How to build an ICP drift monitor

The implementation requires three things most companies already have but do not connect. First, conversion data segmented by at least four dimensions: company size, industry, acquisition channel, and use case. Second, a monthly comparison that tracks each segment's conversion rate against its own trailing 6-month average. Third, an alert threshold: any segment that moves more than 20% from its trailing average in either direction triggers a review.

The companies doing this well run a quarterly ICP review where product, marketing, and sales look at the segmented conversion data together. They are looking for a specific answer: is the customer we are optimizing for still the customer who converts best? When the answer is no, they update targeting, messaging, and product priorities before the drift has time to compound.
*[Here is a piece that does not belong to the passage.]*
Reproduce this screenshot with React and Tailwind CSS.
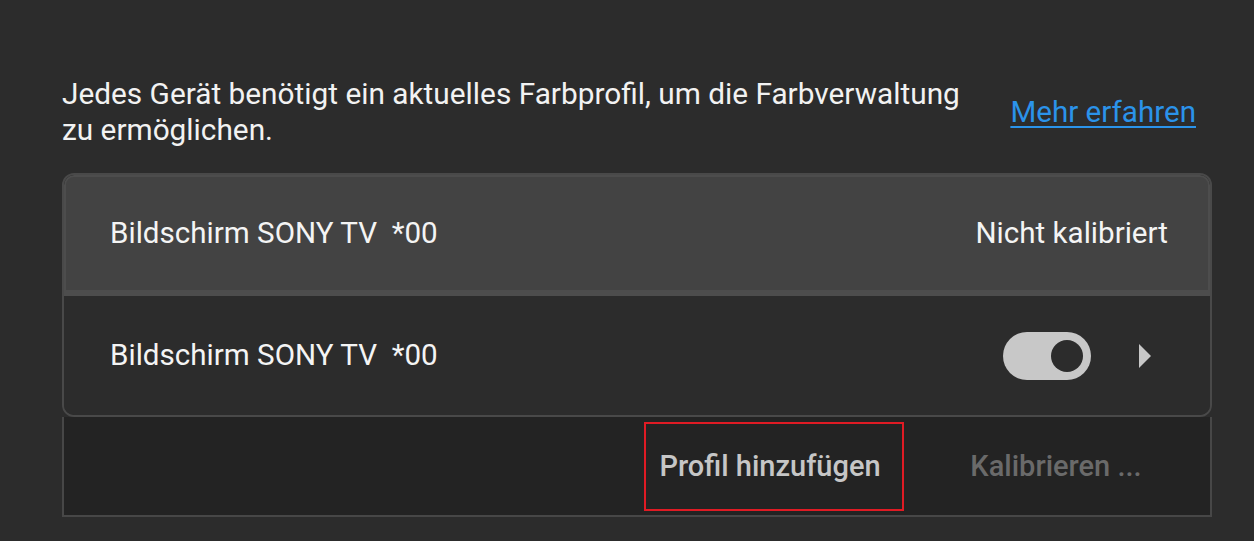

The cost of catching drift late

Companies that catch ICP drift within one quarter can adjust messaging and targeting with minimal disruption. Companies that catch it after two or three quarters typically find that their marketing spend has been misallocated by 30-50%, their sales team is running a playbook optimized for the wrong buyer, and their product roadmap has prioritized features for a customer segment that is converting less, not more. The monitoring costs almost nothing. The cost of not monitoring compounds every month.